If you are ever waiting in line for portable toilet facilities at the St. Patty’s Day Parade and in need of something to think about, consider the property and service you are about to use: Is it the lease of tangible personal property, the provision of a cleaning and waste removal service, or both? The Supreme Court of Louisiana grappled with this fundamental sales and use tax issue in Pot-O-Gold Rentals, LLC v. City of Baton Rouge, No. 2014-C-2154 (La. Jan. 16, 2015). Approaching the provision of toilets and services as a single transaction and finding the true object to be unclear, the court interpreted the taxing statute narrowly and ruled in favor of the taxpayer. Underlying the opinion is an unusually broad, all-or-nothing bundling approach to the taxability of goods and services provided together.

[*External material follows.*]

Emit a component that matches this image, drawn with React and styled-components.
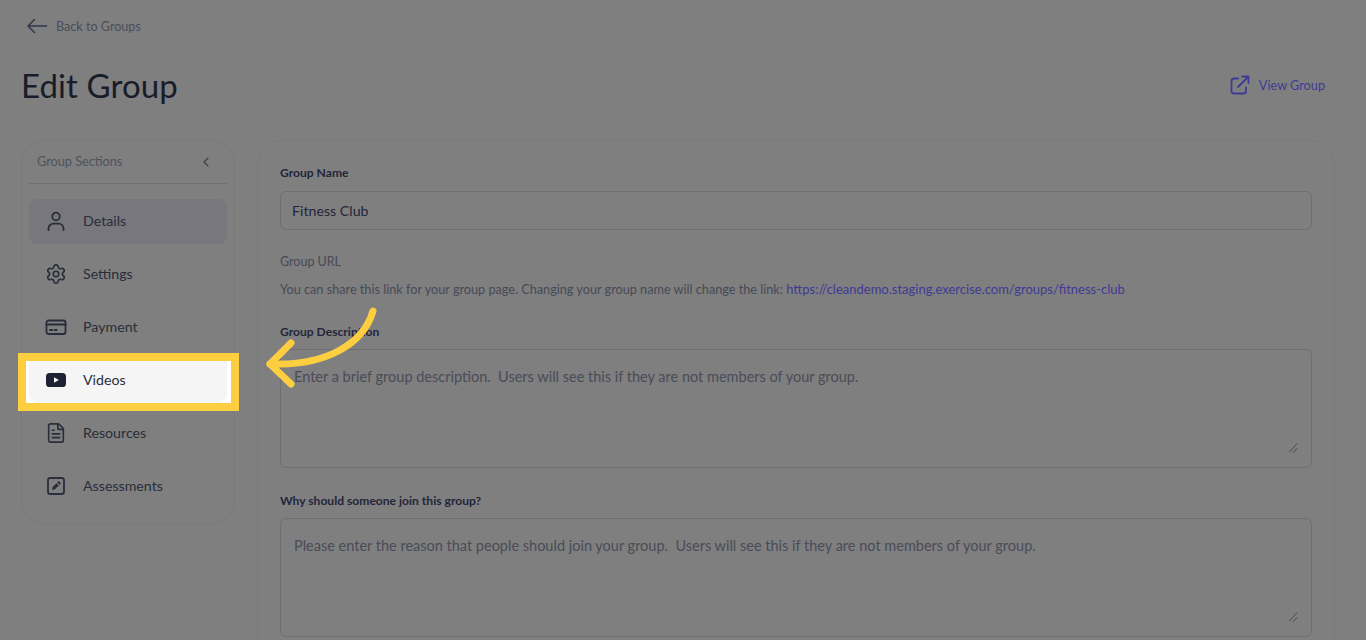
import React from "react";
import styled, { createGlobalStyle } from "styled-components";
import { ChevronLeft, FileText, Settings } from "lucide-react";

const Global = createGlobalStyle`
  html, body { margin: 0; height: 640px; overflow: hidden; background: #7f7f7f; }
  * { box-sizing: border-box; }
  body { font-family: "Lato", "Liberation Sans", sans-serif; color: #1d2130; }
`;

const sections = [
  { label: "Details", icon: <UserIcon />, selected: true },
  { label: "Settings", icon: <Settings size={22} strokeWidth={1.8} /> },
  { label: "Payment", icon: <CardIcon /> },
  { label: "Videos", icon: <VideoIcon />, highlighted: true },
  { label: "Resources", icon: <FileText size={22} strokeWidth={1.8} /> },
  { label: "Assessments", icon: <PencilIcon /> },
];

function UserIcon() {
  return (
    <svg width="22" height="22" viewBox="0 0 22 22" fill="none" stroke="currentColor" strokeWidth="1.8" strokeLinecap="round">
      <circle cx="11" cy="6.5" r="3.8" />
      <path d="M3.5 20v-1.5c0-3 2.500-4.800 5-4.800h5c2.500 0 5 1.800 5 4.800V20" />
    </svg>
  );
}

function CardIcon() {
  return (
    <svg width="22" height="22" viewBox="0 0 22 22" fill="none" stroke="currentColor" strokeWidth="1.8" strokeLinecap="round">
      <rect x="1.500" y="4.500" width="19" height="13.500" rx="2" />
      <path d="M1.500 8.500h19" strokeWidth="2.200" />
      <path d="M5 14h2.200M9.500 14h2.200" />
    </svg>
  );
}

function VideoIcon() {
  return (
    <svg width="22" height="22" viewBox="0 0 22 22">
      <rect x="1" y="4" width="20" height="14" rx="3.600" fill="#1d2235" />
      <path d="M9 8.200l4.800 2.800L9 13.800z" fill="#f5f5f5" />
    </svg>
  );
}

function PencilIcon() {
  return (
    <svg width="22" height="22" viewBox="0 0 22 22" fill="none">
      <rect x="3" y="3" width="16" height="16" rx="2.200" stroke="currentColor" strokeWidth="1.800" />
      <path d="M7 15l.7-3 3.800-3.800 2.300 2.300-3.800 3.800z" fill="currentColor" />
      <path d="M12.300 7.400l.8-.8a1 1 0 0 1 1.400 0l.9.900a1 1 0 0 1 0 1.400l-.8.800z" fill="currentColor" />
    </svg>
  );
}

function Grip() {
  return (
    <GripMark width="9" height="10" viewBox="0 0 9 10" stroke="#4c4c4c" strokeWidth="1" strokeLinecap="round">
      <path d="M.5 9L8 .7M4.500 9.500L8 5.500" />
    </GripMark>
  );
}

function App() {
  return (
    <Page>
      <Global />
      <BackLink>
        <svg width="22" height="16" viewBox="0 0 22 16" fill="none" stroke="#32364a" strokeWidth="1.5" strokeLinecap="round" strokeLinejoin="round">
          <path d="M20.500 8H2M8.500 1.500L2 8l6.500 6.500" />
        </svg>
        Back to Groups
      </BackLink>
      <Header>
        <Title>Edit Group</Title>
        <ViewLink>
          <svg width="20" height="20" viewBox="0 0 20 20" fill="none" stroke="currentColor" strokeWidth="1.800" strokeLinecap="round" strokeLinejoin="round">
            <path d="M8 3.500H4a2.500 2.500 0 0 0-2.500 2.500V16A2.500 2.500 0 0 0 4 18.500h9.500A2.500 2.500 0 0 0 16 16v-3.500" />
            <path d="M8 12L18.500 1.500M12 1.500h6.500V8" />
          </svg>
          View Group
        </ViewLink>
      </Header>
      <Columns>
        <Sidebar>
          <SidebarHead>
            Group Sections
            <ChevronLeft size={16} strokeWidth={1.7} color="#3b3f4e" />
          </SidebarHead>
          <SectionList>
            {sections.map((s) => (
              <SectionRow key={s.label} $selected={s.selected} $highlighted={s.highlighted}>
                {s.icon}
                <span>{s.label}</span>
              </SectionRow>
            ))}
          </SectionList>
        </Sidebar>
        <FormCard>
          <Label>Group Name</Label>
          <NameInput defaultValue="Fitness Club" />
          <UrlLabel>Group URL</UrlLabel>
          <Hint>
            You can share this link for your group page. Changing your group name will change the link:{" "}
            <UrlLink>https://cleandemo.staging.exercise.com/groups/fitness-club</UrlLink>
          </Hint>
          <Label>Group Description</Label>
          <TextBoxWrap>
            <TextBox placeholder="Enter a brief group description.  Users will see this if they are not members of your group." />
            <Grip />
          </TextBoxWrap>
          <Label>Why should someone join this group?</Label>
          <TextBoxWrap>
            <TextBox placeholder="Please enter the reason that people should join your group.  Users will see this if they are not members of your group." />
            <Grip />
          </TextBoxWrap>
        </FormCard>
      </Columns>
      <Arrow width="120" height="90" viewBox="0 0 120 90" fill="none" stroke="#fdcf40" strokeWidth="7" strokeLinecap="round" strokeLinejoin="round">
        <path d="M113 11C103 45 65 66 10 64" />
        <path d="M31 43L10 64 31 84" />
      </Arrow>
    </Page>
  );
}

const Page = styled.div`
  position: relative;
  height: 640px;
  padding: 18px 31px 0 21px;
  overflow: hidden;
`;

const BackLink = styled.div`
  display: flex;
  align-items: center;
  gap: 8px;
  height: 16px;
  padding-left: 5px;
  font-size: 12.600px;
  color: #4a4d5c;
`;

const Header = styled.div`
  display: flex;
  align-items: center;
  justify-content: space-between;
  height: 40px;
  margin-top: 31px;
`;

const Title = styled.h1`
  margin: 0;
  font-size: 33px;
  font-weight: 400;
  letter-spacing: 0.1px;
  color: #181c2a;
`;

const ViewLink = styled.div`
  display: flex;
  align-items: center;
  gap: 9px;
  padding-right: 10px;
  font-size: 12.700px;
  color: #3f3a96;

  svg {
    margin-bottom: 1px;
  }
`;

const Columns = styled.div`
  display: flex;
  gap: 22px;
  margin-top: 35px;
  align-items: flex-start;
`;

const Sidebar = styled.aside`
  flex: 0 0 214px;
  height: 384px;
  padding: 0 7px;
  border: 1px solid #7a7a7a;
  border-radius: 24px;
`;

const SidebarHead = styled.div`
  display: flex;
  align-items: center;
  justify-content: space-between;
  height: 43px;
  padding: 0 13px 3px 8px;
  border-bottom: 1px solid #717171;
  font-size: 12.700px;
  color: #4f5260;

  svg {
    margin-top: 2px;
  }
`;

const SectionList = styled.div`
  display: flex;
  flex-direction: column;
  gap: 8px;
  margin-top: 15px;
`;

const SectionRow = styled.div`
  position: relative;
  display: flex;
  align-items: center;
  gap: 16px;
  height: 45px;
  padding: 0 0 2px 16px;
  border-radius: 8px;
  font-size: 14.200px;
  color: #2a2d3a;
  background: ${(p) => (p.$selected ? "#77777d" : "transparent")};

  svg, span { position: relative; z-index: 1; }

  ${(p) =>
    p.$highlighted &&
    `
    &::before {
      content: "";
      position: absolute;
      inset: -5px -12px -8px -11px;
      background: #fff;
      border: 8px solid #fdcf40;
    }
    &::after {
      content: "";
      position: absolute;
      inset: 3px 0 1px 0;
      border-radius: 0 0 8px 8px;
      background: #f5f5f5;
    }
  `}
`;

const FormCard = styled.main`
  flex: 1;
  height: 600px;
  padding: 23px 22px 0;
  border: 1px solid #7a7a7a;
  border-radius: 24px;
`;

const Label = styled.div`
  height: 18px;
  font-size: 12.100px;
  font-weight: 700;
  line-height: 18px;
  color: #23263a;
`;

const NameInput = styled.input`
  display: block;
  width: 100%;
  height: 39px;
  margin-top: 9px;
  padding: 0 11px;
  background: transparent;
  border: 1px solid #6f6f6f;
  border-radius: 6px;
  font: 14.200px "Lato", "Liberation Sans", sans-serif;
  color: #23263a;
  outline: none;
`;

const UrlLabel = styled.div`
  margin-top: 24px;
  font-size: 12.500px;
  line-height: 16px;
  color: #474a58;
`;

const Hint = styled.div`
  margin-top: 11px;
  margin-bottom: 26px;
  font-size: 12.680px;
  line-height: 16px;
  color: #474a58;
`;

const UrlLink = styled.span`
  font-size: 13px;
  color: #3f3a96;
`;

const TextBoxWrap = styled.div`
  position: relative;
  margin-top: 8px;
  margin-bottom: 24px;
`;

const TextBox = styled.textarea`
  display: block;
  width: 100%;
  height: 119px;
  padding: 18px 13px;
  background: transparent;
  border: 1px solid #6f6f6f;
  border-radius: 6px;
  font: 14.500px "Lato", "Liberation Sans", sans-serif;
  resize: none;
  outline: none;

  &::placeholder {
    color: #4a4c58;
    opacity: 1;
  }
`;

const GripMark = styled.svg`
  position: absolute;
  right: 14px;
  bottom: 15px;
`;

const Arrow = styled.svg`
  position: absolute;
  left: 260px;
  top: 300px;
`;

export default App;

The City of Baton Rouge taxes the lease of tangible personal property but does not tax the provision of cleaning services. The taxpayer provided both: a customer could lease portable toilets, could purchase toilet cleaning services, or could lease toilets and purchase cleaning services together. There was no question that services alone were nontaxable or that the lease of toilets alone was taxable. The issue was how tax should apply when toilets and cleaning services were provided together. The taxpayer had collected tax on the charges for the toilets but had not collected tax on charges for services in such transactions.
Baton Rouge assessed sales tax on the services where toilets also had been provided. The taxpayer challenged the assessment and won summary judgment in its favor, with the trial court allowing the splitting of the transaction into taxable and nontaxable components. The Court of Appeals reversed, No. 2013 CA 1323 (La. Ct. App. 1st Cir. Sept. 17, 2014), holding that the cleaning service and toilet lease components of combined contracts could not be split and addressed separately. That court then applied the true object test to determine that the entire bundled transaction should be treated as a taxable lease.
The Supreme Court reversed in a per curiam opinion, taking the bundled approach of the Court of Appeals but reaching the opposite conclusion on taxability. The Supreme Court observed that it was unclear whether providing tangible personal property in connection with waste removal services constituted the provision of a nontaxable service, comparing the Louisiana Department of Revenue’s Revenue Rulings 06-012 (Aug. 23, 2006) (providing dumpsters with trash removal service is nontaxable) and 06-013 (Sept. 19, 2006) (providing portable toilets with cleaning services is taxable). Given that the true object of such a transaction was “debatable,” the canon of reading a taxing statute narrowly against the state and in favor of the taxpayer applied: The transaction was nontaxable.
Underlying both the Supreme Court and Court of Appeals opinions was a very broad, all-or-nothing approach to taxability. Where many states would view this type of transaction as a taxable lease of property coupled with nontaxable cleaning services that were not “necessary to complete the transaction,” the Court of Appeals bundled the transaction and the Supreme Court’s analysis took the same approach (although it reinstated the judgment of the trial court, which had taken a separated approach to taxability). In support of bundling, the Court of Appeals cited McNamara v. Electrode Corp., 418 So. 2d 652 (La. Ct. App. 1st Cir. 1982). The McNamara court had explained that the degree of separateness governs application of a “true object” analysis. It had observed that facts such as if the related purchases can be purchased separately (so that each item has value without the other) and if they are separately-stated on invoices are indicative that the related purchases should not be “bundled.” Instead, their taxability for sales tax purposes should be separately determined. The Court of Appeals in Pot-O-Gold, however, bundled the services and equipment leasing despite there being separate statement and clear separate value – after all, the toilet leasing and cleaning services could be purchased separately. The Supreme Court did not dispute this approach.
At first glance, the Pot-of-Gold decision is favorable, but it also puts taxpayers in a potentially difficult position. The application of the canon of construction against taxation is unquestionably helpful. The underlying bundled transaction approach, however, raises the stakes for taxpayers and invites tax administrators to seek to bundle service charges together with tangible personal property. Multistate taxpayers may be particularly surprised by this bundling approach. Further, treating the bundled transaction as a nontaxable service suggests that the service provider could not properly claim a resale exemption on the acquisition of the property. These difficult, fundamental sales and use tax issues could raise mischief in the years ahead.